Divide your group into two teams, giving each player a random card, and get the two teams to play off against each other. Get them lined up, and instruct the two front people of each team to step forward and face each other. Toss a coin to see which team gets to start and allow the player from that team to pick which category to compare scores in. Whichever person has the highest score in that category wins, and both players go to the back of the line of the winning team. The next two players step forward, and the player from the team which won the last round picks a category to compare scores as before. Keep going until one team has all the players, or until an impasse is reached!
Getting-to-know-each-other-ometer : 7/10.

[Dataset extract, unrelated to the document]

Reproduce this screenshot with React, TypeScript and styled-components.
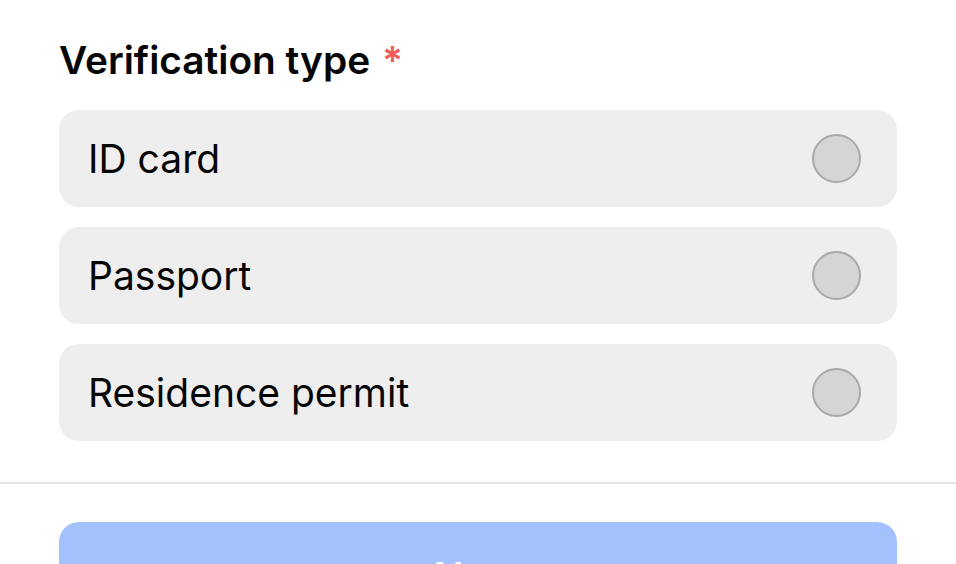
import React from "react";
import styled, { createGlobalStyle } from "styled-components";

const Global = createGlobalStyle`
  html, body { margin: 0; padding: 0; background: #ffffff; }
  body { font-family: Inter, "Noto Sans", sans-serif; overflow: hidden; }
`;

const Page = styled.div`
  width: 956px;
  height: 564px;
  display: flex;
  flex-direction: column;
  overflow: hidden;
  & > * { flex-shrink: 0; }
`;

const Section = styled.div`
  display: flex;
  flex-direction: column;
  padding: 37px 59px 41px 59px;
`;

const Label = styled.div`
  font-size: 38.8px;
  line-height: 46px;
  font-weight: 600;
  color: #050505;
  margin-bottom: 27px;
`;

const Required = styled.span`
  color: #ef5b5b;
  margin-left: 12px;
`;

const Options = styled.div`
  display: flex;
  flex-direction: column;
  gap: 20px;
`;

const Option = styled.label`
  height: 97px;
  box-sizing: border-box;
  display: flex;
  align-items: center;
  justify-content: space-between;
  padding: 0 36px 0 29px;
  background: #eeeeee;
  border-radius: 20px;
  cursor: pointer;
`;

const OptionText = styled.span`
  font-size: 39px;
  font-weight: 400;
  color: #050505;
`;

const Radio = styled.span`
  width: 49px;
  height: 49px;
  box-sizing: border-box;
  border-radius: 50%;
  border: 2px solid #a9a9ab;
  background: #d5d5d7;
`;

const Divider = styled.div`
  height: 2px;
  background: #e4e4e4;
`;

const Footer = styled.div`
  padding: 38px 59px 0 59px;
`;

const NextButton = styled.button`
  width: 100%;
  height: 108px;
  border: none;
  border-radius: 20px;
  background: #a3c2fd;
  color: #ffffff;
  font-family: Inter, "Noto Sans", sans-serif;
  font-size: 39px;
  font-weight: 600;
  display: flex;
  align-items: center;
  justify-content: center;
`;

const options = ["ID card", "Passport", "Residence permit"];

export default function App() {
  return (
    <Page>
      <Global />
      <Section>
        <Label>
          Verification type<Required>*</Required>
        </Label>
        <Options>
          {options.map((o) => (
            <Option key={o}>
              <OptionText>{o}</OptionText>
              <Radio />
            </Option>
          ))}
        </Options>
      </Section>
      <Divider />
      <Footer>
        <NextButton>Next</NextButton>
      </Footer>
    </Page>
  );
}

Mixes people up and finds out facts about each other, although possibly in a confusing way.
Actual Consequences
In no way at all indebted to the classic game of cons... you’ve got the idea by now.
10 mins
A quick and simple variation on the game ‘consequences’. Put out five pots / hats / boxes, and label them: ‘When’, ‘Where’, ‘Who’, ‘What happened first’, and ‘What happened next’. Put a pile of pieces of paper next to each pot and instruct your group to think back over their summer holidays and to highlight one exciting, interesting or funny thing that happened to them or their loved ones. Then get them to write down the appropriate part of the story on the bits of paper next to each pot, fold up the piece of paper and put it into the relevant pot. Explain that they have to be actual things that happened, although they are allowed to make up fictitious pen-names for the ‘who’ pot.
Draw out a piece of paper from each pot and seamlessly weave them together as a story - allow people to try and guess who the different bits of the story were from before revealing the authors.
Getting-to-know-each-other-ometer : 8.5/10.
Stories are a key element of who people are, and a great way of getting to know somebody, even in a jumbled up way.